### Exercise task
Reproduce the listing below exactly. Pictures do not belong in the copy.

-------- Dataset records

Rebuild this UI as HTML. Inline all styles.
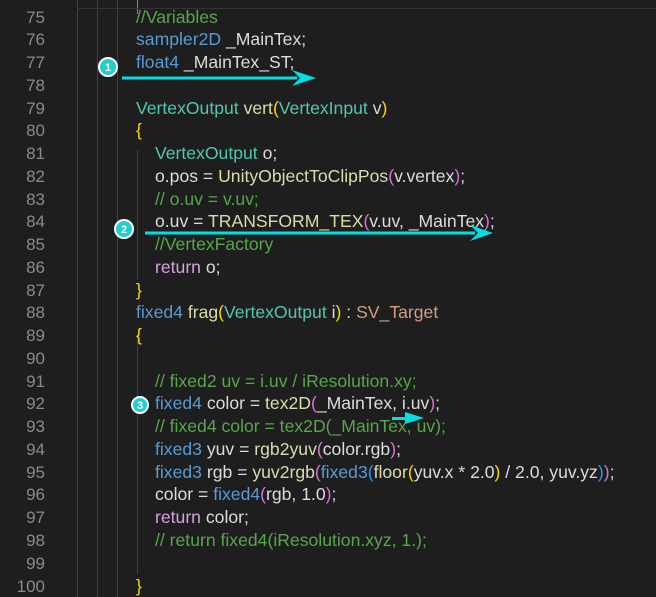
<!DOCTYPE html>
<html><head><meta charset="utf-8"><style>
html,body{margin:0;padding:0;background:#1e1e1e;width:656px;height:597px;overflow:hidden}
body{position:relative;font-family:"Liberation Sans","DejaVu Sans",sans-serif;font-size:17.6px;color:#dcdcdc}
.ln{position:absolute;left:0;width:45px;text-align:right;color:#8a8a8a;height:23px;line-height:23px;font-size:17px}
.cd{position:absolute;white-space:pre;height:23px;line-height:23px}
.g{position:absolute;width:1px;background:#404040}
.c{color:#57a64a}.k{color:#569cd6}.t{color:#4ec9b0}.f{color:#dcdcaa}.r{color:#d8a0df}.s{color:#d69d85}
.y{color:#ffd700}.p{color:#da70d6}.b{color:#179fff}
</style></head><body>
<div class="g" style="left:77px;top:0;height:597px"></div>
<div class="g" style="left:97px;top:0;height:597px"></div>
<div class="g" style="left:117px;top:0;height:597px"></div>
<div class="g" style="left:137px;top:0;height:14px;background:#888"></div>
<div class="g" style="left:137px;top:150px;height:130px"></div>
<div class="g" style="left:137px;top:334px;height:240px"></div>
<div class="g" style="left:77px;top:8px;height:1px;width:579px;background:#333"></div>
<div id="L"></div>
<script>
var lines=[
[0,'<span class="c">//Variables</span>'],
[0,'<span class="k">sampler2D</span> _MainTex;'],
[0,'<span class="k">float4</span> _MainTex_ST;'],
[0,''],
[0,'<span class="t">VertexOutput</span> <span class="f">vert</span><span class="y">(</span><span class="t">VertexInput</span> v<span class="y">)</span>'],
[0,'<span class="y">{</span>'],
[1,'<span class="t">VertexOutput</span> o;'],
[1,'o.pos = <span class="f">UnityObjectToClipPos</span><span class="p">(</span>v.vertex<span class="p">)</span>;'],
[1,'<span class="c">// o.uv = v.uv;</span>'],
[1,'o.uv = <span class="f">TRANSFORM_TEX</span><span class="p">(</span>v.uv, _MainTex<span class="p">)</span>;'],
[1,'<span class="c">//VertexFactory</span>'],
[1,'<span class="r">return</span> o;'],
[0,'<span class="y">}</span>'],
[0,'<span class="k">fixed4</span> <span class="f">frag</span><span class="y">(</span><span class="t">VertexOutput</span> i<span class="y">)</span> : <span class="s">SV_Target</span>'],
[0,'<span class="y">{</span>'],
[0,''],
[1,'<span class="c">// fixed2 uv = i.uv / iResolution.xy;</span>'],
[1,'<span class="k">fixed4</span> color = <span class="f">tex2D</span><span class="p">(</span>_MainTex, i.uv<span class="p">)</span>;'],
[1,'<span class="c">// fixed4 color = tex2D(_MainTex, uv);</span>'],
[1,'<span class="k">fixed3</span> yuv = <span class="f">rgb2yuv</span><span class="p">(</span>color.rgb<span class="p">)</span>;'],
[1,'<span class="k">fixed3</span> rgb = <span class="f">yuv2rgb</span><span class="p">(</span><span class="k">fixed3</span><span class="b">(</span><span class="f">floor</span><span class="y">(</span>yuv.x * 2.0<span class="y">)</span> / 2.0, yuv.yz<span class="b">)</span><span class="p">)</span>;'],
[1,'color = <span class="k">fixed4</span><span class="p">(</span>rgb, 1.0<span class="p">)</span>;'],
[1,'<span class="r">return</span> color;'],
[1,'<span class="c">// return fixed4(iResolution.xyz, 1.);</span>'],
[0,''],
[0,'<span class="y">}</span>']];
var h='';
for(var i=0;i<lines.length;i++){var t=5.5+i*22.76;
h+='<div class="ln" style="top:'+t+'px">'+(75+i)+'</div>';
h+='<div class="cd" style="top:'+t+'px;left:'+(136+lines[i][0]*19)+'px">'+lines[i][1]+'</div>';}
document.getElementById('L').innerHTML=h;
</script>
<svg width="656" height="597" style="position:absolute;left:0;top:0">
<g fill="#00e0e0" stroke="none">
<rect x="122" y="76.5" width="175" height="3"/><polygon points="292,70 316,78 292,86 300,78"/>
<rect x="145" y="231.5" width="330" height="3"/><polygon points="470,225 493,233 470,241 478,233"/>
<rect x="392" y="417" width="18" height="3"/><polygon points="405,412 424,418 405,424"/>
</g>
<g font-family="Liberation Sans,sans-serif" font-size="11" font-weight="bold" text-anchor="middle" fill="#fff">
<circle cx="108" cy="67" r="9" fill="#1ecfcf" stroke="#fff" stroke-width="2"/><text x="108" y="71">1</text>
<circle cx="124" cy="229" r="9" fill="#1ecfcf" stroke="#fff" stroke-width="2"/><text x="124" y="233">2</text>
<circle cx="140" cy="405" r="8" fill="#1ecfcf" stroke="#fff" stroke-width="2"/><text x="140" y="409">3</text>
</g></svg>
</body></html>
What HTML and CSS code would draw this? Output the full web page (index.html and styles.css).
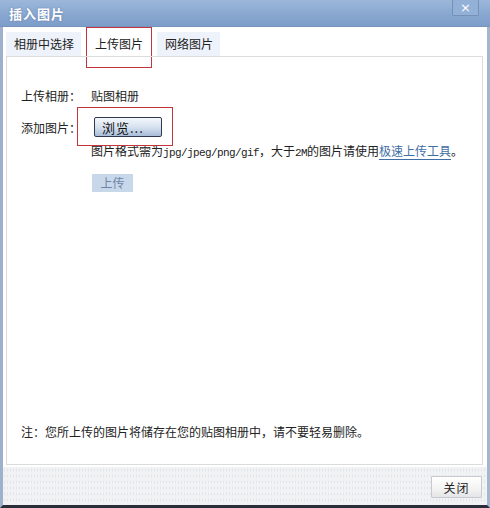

----------------

### Exercise result
Rebuild this UI as HTML. Inline all styles.
<!DOCTYPE html>
<html><head><meta charset="utf-8"><style>
html,body{margin:0;padding:0;background:#1e1e1e;width:656px;height:597px;overflow:hidden}
body{position:relative;font-family:"Liberation Sans","DejaVu Sans",sans-serif;font-size:17.6px;color:#dcdcdc}
.ln{position:absolute;left:0;width:45px;text-align:right;color:#8a8a8a;height:23px;line-height:23px;font-size:17px}
.cd{position:absolute;white-space:pre;height:23px;line-height:23px}
.g{position:absolute;width:1px;background:#404040}
.c{color:#57a64a}.k{color:#569cd6}.t{color:#4ec9b0}.f{color:#dcdcaa}.r{color:#d8a0df}.s{color:#d69d85}
.y{color:#ffd700}.p{color:#da70d6}.b{color:#179fff}
</style></head><body>
<div class="g" style="left:77px;top:0;height:597px"></div>
<div class="g" style="left:97px;top:0;height:597px"></div>
<div class="g" style="left:117px;top:0;height:597px"></div>
<div class="g" style="left:137px;top:0;height:14px;background:#888"></div>
<div class="g" style="left:137px;top:150px;height:130px"></div>
<div class="g" style="left:137px;top:334px;height:240px"></div>
<div class="g" style="left:77px;top:8px;height:1px;width:579px;background:#333"></div>
<div id="L"></div>
<script>
var lines=[
[0,'<span class="c">//Variables</span>'],
[0,'<span class="k">sampler2D</span> _MainTex;'],
[0,'<span class="k">float4</span> _MainTex_ST;'],
[0,''],
[0,'<span class="t">VertexOutput</span> <span class="f">vert</span><span class="y">(</span><span class="t">VertexInput</span> v<span class="y">)</span>'],
[0,'<span class="y">{</span>'],
[1,'<span class="t">VertexOutput</span> o;'],
[1,'o.pos = <span class="f">UnityObjectToClipPos</span><span class="p">(</span>v.vertex<span class="p">)</span>;'],
[1,'<span class="c">// o.uv = v.uv;</span>'],
[1,'o.uv = <span class="f">TRANSFORM_TEX</span><span class="p">(</span>v.uv, _MainTex<span class="p">)</span>;'],
[1,'<span class="c">//VertexFactory</span>'],
[1,'<span class="r">return</span> o;'],
[0,'<span class="y">}</span>'],
[0,'<span class="k">fixed4</span> <span class="f">frag</span><span class="y">(</span><span class="t">VertexOutput</span> i<span class="y">)</span> : <span class="s">SV_Target</span>'],
[0,'<span class="y">{</span>'],
[0,''],
[1,'<span class="c">// fixed2 uv = i.uv / iResolution.xy;</span>'],
[1,'<span class="k">fixed4</span> color = <span class="f">tex2D</span><span class="p">(</span>_MainTex, i.uv<span class="p">)</span>;'],
[1,'<span class="c">// fixed4 color = tex2D(_MainTex, uv);</span>'],
[1,'<span class="k">fixed3</span> yuv = <span class="f">rgb2yuv</span><span class="p">(</span>color.rgb<span class="p">)</span>;'],
[1,'<span class="k">fixed3</span> rgb = <span class="f">yuv2rgb</span><span class="p">(</span><span class="k">fixed3</span><span class="b">(</span><span class="f">floor</span><span class="y">(</span>yuv.x * 2.0<span class="y">)</span> / 2.0, yuv.yz<span class="b">)</span><span class="p">)</span>;'],
[1,'color = <span class="k">fixed4</span><span class="p">(</span>rgb, 1.0<span class="p">)</span>;'],
[1,'<span class="r">return</span> color;'],
[1,'<span class="c">// return fixed4(iResolution.xyz, 1.);</span>'],
[0,''],
[0,'<span class="y">}</span>']];
var h='';
for(var i=0;i<lines.length;i++){var t=5.5+i*22.76;
h+='<div class="ln" style="top:'+t+'px">'+(75+i)+'</div>';
h+='<div class="cd" style="top:'+t+'px;left:'+(136+lines[i][0]*19)+'px">'+lines[i][1]+'</div>';}
document.getElementById('L').innerHTML=h;
</script>
<svg width="656" height="597" style="position:absolute;left:0;top:0">
<g fill="#00e0e0" stroke="none">
<rect x="122" y="76.5" width="175" height="3"/><polygon points="292,70 316,78 292,86 300,78"/>
<rect x="145" y="231.5" width="330" height="3"/><polygon points="470,225 493,233 470,241 478,233"/>
<rect x="392" y="417" width="18" height="3"/><polygon points="405,412 424,418 405,424"/>
</g>
<g font-family="Liberation Sans,sans-serif" font-size="11" font-weight="bold" text-anchor="middle" fill="#fff">
<circle cx="108" cy="67" r="9" fill="#1ecfcf" stroke="#fff" stroke-width="2"/><text x="108" y="71">1</text>
<circle cx="124" cy="229" r="9" fill="#1ecfcf" stroke="#fff" stroke-width="2"/><text x="124" y="233">2</text>
<circle cx="140" cy="405" r="8" fill="#1ecfcf" stroke="#fff" stroke-width="2"/><text x="140" y="409">3</text>
</g></svg>
</body></html>
What HTML and CSS code would draw this? Output the full web page (index.html and styles.css).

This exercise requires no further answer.